### SUPPLIED INFORMATION
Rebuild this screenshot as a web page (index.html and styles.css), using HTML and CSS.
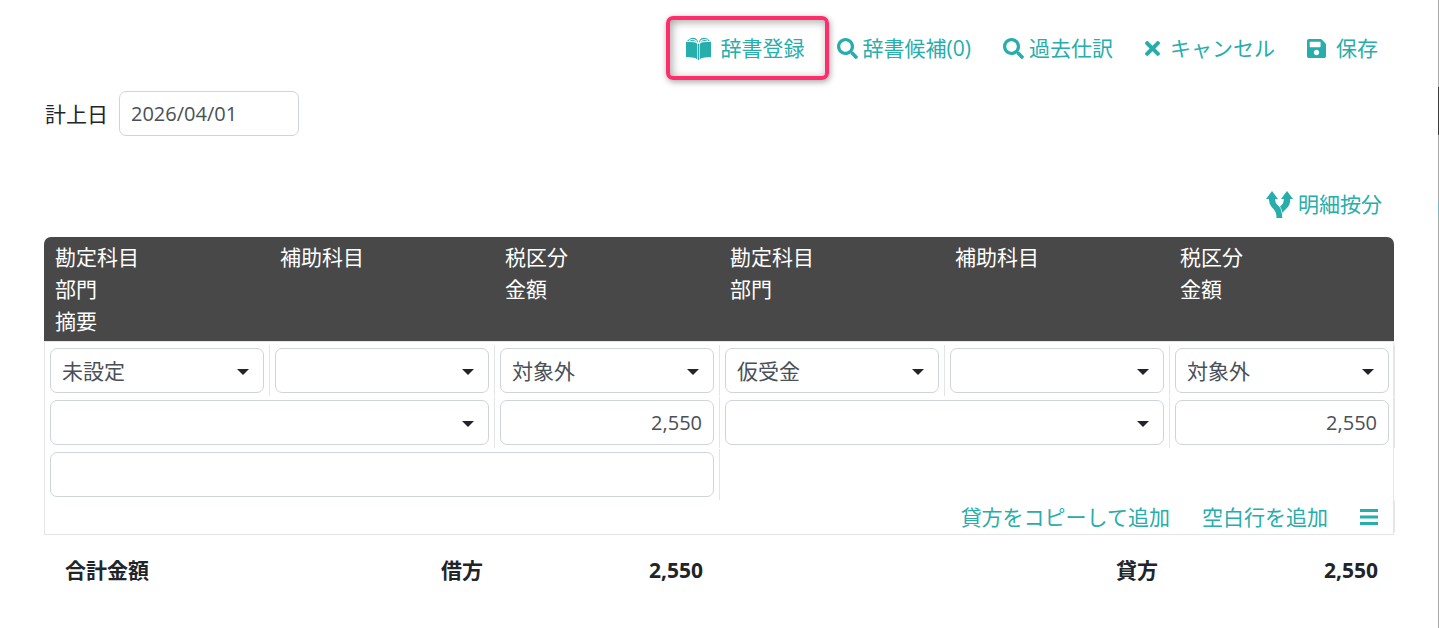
FILE: index.html
```html
<!DOCTYPE html>
<html lang="ja">
<head>
<meta charset="utf-8">
<title>仕訳入力</title>
<link rel="stylesheet" href="styles.css">
</head>
<body>
<svg class="sprite" aria-hidden="true">
  <symbol id="search" viewBox="0 0 512 512"><path d="M505 442.7 405.300 343c-4.500-4.500-10.600-7-17-7H372c27.600-35.300 44-79.700 44-128C416 93.100 322.900 0 208 0S0 93.100 0 208s93.100 208 208 208c48.300 0 92.700-16.400 128-44v16.300c0 6.400 2.500 12.500 7 17l99.700 99.700c9.400 9.400 24.600 9.400 33.900 0l28.300-28.300c9.400-9.400 9.400-24.600.1-34zM208 336c-70.700 0-128-57.200-128-128 0-70.700 57.200-128 128-128 70.700 0 128 57.200 128 128 0 70.700-57.200 128-128 128z"/></symbol>
  <symbol id="times" viewBox="0 0 352 352"><path d="M242.700 176 342.800 75.900c12.300-12.300 12.300-32.200 0-44.500L320.600 9.200c-12.300-12.300-32.200-12.300-44.500 0L176 109.300 75.900 9.200c-12.300-12.300-32.200-12.300-44.500 0L9.200 31.500c-12.300 12.300-12.300 32.200 0 44.500L109.300 176 9.200 276.100c-12.300 12.300-12.300 32.200 0 44.500l22.200 22.200c12.300 12.300 32.200 12.300 44.500 0L176 242.700l100.100 100.100c12.300 12.300 32.200 12.300 44.500 0l22.200-22.200c12.300-12.300 12.300-32.200 0-44.500z"/></symbol>
  <symbol id="save" viewBox="0 32 448 448"><path d="M433.900 129.900l-83.900-83.900A48 48 0 0 0 316.100 32H48C21.500 32 0 53.500 0 80v352c0 26.500 21.500 48 48 48h352c26.500 0 48-21.500 48-48V163.900a48 48 0 0 0-14.100-34zM224 416c-35.300 0-64-28.700-64-64s28.700-64 64-64 64 28.700 64 64-28.700 64-64 64zm96-304.500V212c0 6.600-5.400 12-12 12H76c-6.600 0-12-5.400-12-12V108c0-6.600 5.400-12 12-12h228.500c3.200 0 6.200 1.300 8.500 3.500l3.500 3.500a12 12 0 0 1 3.500 8.500z"/></symbol>
  <symbol id="book" viewBox="0 0 24 22"><path d="M0 4.500 8 5Q10.500 5.300 10.800 7V21.200Q9 19.800 6 19.600L0 19.200zM24 4.500 16 5Q13.500 5.300 13.200 7V21.200Q15 19.800 18 19.600L24 19.200zM11.400 6.500h1.200V22h-1.200z"/><path d="M1 3.600Q5-.5 9 1.200Q11.500 2.500 11.700 5.500Q10.500 4.300 8.500 4.100zM23 3.600Q19-.5 15 1.200Q12.500 2.500 12.300 5.500Q13.500 4.300 15.500 4.100z"/><path class="cut" d="M3 3.300Q7 1 10.600 4.200M21 3.300Q17 1 13.400 4.200"/></symbol>
  <symbol id="fork" viewBox="0 0 27 27"><path d="M6 0 12 8H9.200Q8.700 12 12 14.500Q14.500 16.500 15 19Q16 22 16.300 27H10.500Q10.500 21 7.500 18Q3 14 2.800 8H0z"/><path d="M21 0 27 8H24.200Q24.500 14 20 18Q17.500 20 16.500 22Q16 18 14 15.500Q18 13 17.800 8H15z"/></symbol>
  <symbol id="bars" viewBox="0 0 18 16"><path d="M0 0h18v3H0zM0 6.500h18v3H0zM0 13h18v3H0z"/></symbol>
</svg>
<div class="page">
  <main class="content">
    <nav class="toolbar" aria-label="操作">
      <button type="button" class="action action-wide marked"><svg class="icon icon-book"><use href="#book"/></svg>辞書登録</button>
      <button type="button" class="action"><svg class="icon icon-search"><use href="#search"/></svg>辞書候補(0)</button>
      <button type="button" class="action"><svg class="icon icon-search"><use href="#search"/></svg>過去仕訳</button>
      <button type="button" class="action action-wide"><svg class="icon icon-times"><use href="#times"/></svg>キャンセル</button>
      <button type="button" class="action action-wide"><svg class="icon icon-save"><use href="#save"/></svg>保存</button>
    </nav>
    <div class="date-row">
      <label for="date">計上日</label>
      <input id="date" class="control date" type="text" value="2026/04/01">
    </div>
    <div class="split-row">
      <button type="button" class="action split"><svg class="icon icon-fork"><use href="#fork"/></svg>明細按分</button>
    </div>
    <section class="entry">
      <div class="head">
        <div><span>勘定科目</span><span>部門</span><span>摘要</span></div>
        <div><span>補助科目</span></div>
        <div><span>税区分</span><span>金額</span></div>
        <div><span>勘定科目</span><span>部門</span></div>
        <div><span>補助科目</span></div>
        <div><span>税区分</span><span>金額</span></div>
      </div>
      <div class="body">
        <div class="lines">
          <div class="cell pick"><select class="control" aria-label="借方 勘定科目"><option>未設定</option></select></div>
          <div class="cell pick"><select class="control" aria-label="借方 補助科目"><option></option></select></div>
          <div class="cell pick"><select class="control" aria-label="借方 税区分"><option>対象外</option></select></div>
          <div class="cell pick"><select class="control" aria-label="貸方 勘定科目"><option>仮受金</option></select></div>
          <div class="cell pick"><select class="control" aria-label="貸方 補助科目"><option></option></select></div>
          <div class="cell pick"><select class="control" aria-label="貸方 税区分"><option>対象外</option></select></div>
          <div class="cell pick span-2"><select class="control" aria-label="借方 部門"><option></option></select></div>
          <div class="cell"><input class="control amount" type="text" value="2,550" aria-label="借方 金額"></div>
          <div class="cell pick span-2"><select class="control" aria-label="貸方 部門"><option></option></select></div>
          <div class="cell"><input class="control amount" type="text" value="2,550" aria-label="貸方 金額"></div>
          <div class="cell span-3"><input class="control" type="text" aria-label="摘要"></div>
          <div class="row-actions">
            <button type="button" class="link">貸方をコピーして追加</button>
            <button type="button" class="link">空白行を追加</button>
            <button type="button" class="link" aria-label="メニュー"><svg class="icon icon-bars"><use href="#bars"/></svg></button>
          </div>
        </div>
      </div>
      <div class="totals">
        <span class="title">合計金額</span>
        <span class="side">借方</span>
        <span class="sum">2,550</span>
        <span class="side credit">貸方</span>
        <span class="sum">2,550</span>
      </div>
    </section>
  </main>
  <div class="edge"></div>
</div>
</body>
</html>
```
FILE: styles.css
```css
* {
  box-sizing: border-box;
}

body {
  margin: 0;
  background: #fff;
  color: #212529;
  font-family: "Open Sans", "Noto Sans CJK JP", sans-serif;
  font-size: 21px;
  line-height: 32px;
}

button,
input,
select {
  font-family: inherit;
  font-size: inherit;
  line-height: inherit;
}

.sprite {
  position: absolute;
  width: 0;
  height: 0;
}

.page {
  display: flex;
  min-height: 100vh;
}

.content {
  flex: 1;
  min-width: 0;
  padding: 16px 44px 0;
}

.edge {
  width: 1px;
  background: linear-gradient(#aaa 87px, #3c3c3c 87px, #3c3c3c 135px, #aaa 135px, #aaa 202px, #7fb3c4 202px, #7fb3c4 216px, #aaa 216px);
}

.toolbar {
  display: flex;
  justify-content: flex-end;
  height: 64px;
}

.action {
  display: flex;
  align-items: center;
  gap: 5px;
  padding: 0 16px;
  border: 0;
  background: none;
  color: #27adab;
  white-space: nowrap;
}

.action-wide {
  gap: 10px;
}

.marked {
  position: relative;
}

.marked::after {
  content: "";
  position: absolute;
  inset: 0 -8px 0 -4px;
  border: 4px solid #ff2d6b;
  border-radius: 7px;
  box-shadow: 1px 2px 6px rgba(0, 0, 0, 0.35), inset 2px 2px 8px rgba(0, 0, 0, 0.35);
  pointer-events: none;
}

.icon {
  display: block;
  flex: none;
  fill: currentColor;
}

.cut {
  fill: none;
  stroke: #fff;
  stroke-width: 1;
}

.icon-book {
  width: 25px;
  height: 23px;
}

.icon-search {
  width: 21px;
  height: 21px;
}

.icon-times {
  width: 15px;
  height: 15px;
}

.icon-save {
  width: 19px;
  height: 19px;
}

.icon-fork {
  width: 27px;
  height: 27px;
}

.icon-bars {
  width: 18px;
  height: 16px;
}

.date-row {
  display: flex;
  align-items: center;
  gap: 11px;
  margin-top: 11px;
  padding-left: 1px;
}

.control {
  display: block;
  width: 100%;
  height: 45px;
  padding: 0 11px;
  border: 1px solid #ced4da;
  border-radius: 7px;
  background: #fff;
  color: #495057;
}

.date {
  width: 180px;
  font-size: 20px;
}

.amount {
  font-size: 20px;
  text-align: right;
}

select.control {
  appearance: none;
}

.split-row {
  display: flex;
  justify-content: flex-end;
  margin-top: 52px;
}

.split {
  padding: 0 12px;
}

.entry {
  margin-top: 17px;
}

.head {
  display: grid;
  grid-template-columns: repeat(6, 1fr);
  padding: 4px 0;
  border-radius: 7px 7px 0 0;
  background: #484848;
  color: #fff;
}

.head span {
  display: block;
  padding-left: 11px;
}

.body {
  padding: 3px 0 2px;
  border: 1px solid #e5e5e5;
}

.lines {
  display: grid;
  grid-template-columns: repeat(6, 1fr);
  row-gap: 1px;
  margin-right: -2px;
}

.cell {
  position: relative;
  padding: 3px 5px;
  border-right: 1px solid #e5e5e5;
}

.pick::after {
  content: "";
  position: absolute;
  top: 24px;
  right: 20px;
  border: 6px solid transparent;
  border-top-color: #212529;
  border-bottom: 0;
  pointer-events: none;
}

.span-2 {
  grid-column: span 2;
}

.span-3 {
  grid-column: span 3;
}

.row-actions {
  grid-column: 1 / -1;
  display: flex;
  justify-content: flex-end;
  align-items: center;
  gap: 32px;
  height: 31px;
  padding-right: 16px;
  border-right: 1px solid #e5e5e5;
}

.link {
  padding: 0;
  border: 0;
  background: none;
  color: #27adab;
}

.totals {
  display: grid;
  grid-template-columns: repeat(6, 1fr);
  padding-top: 19px;
  font-weight: 700;
}

.title {
  padding-left: 21px;
}

.side {
  padding-right: 11px;
  text-align: right;
}

.credit {
  grid-column: 5;
}

.sum {
  padding-right: 16px;
  text-align: right;
}
```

### INSTRUCTIONS FOR THE TASK
Search the listing for the string "index". Copy each line where it turns up.

### TASK ANSWER
Rebuild this screenshot as a web page (index.html and styles.css), using HTML and CSS.
FILE: index.html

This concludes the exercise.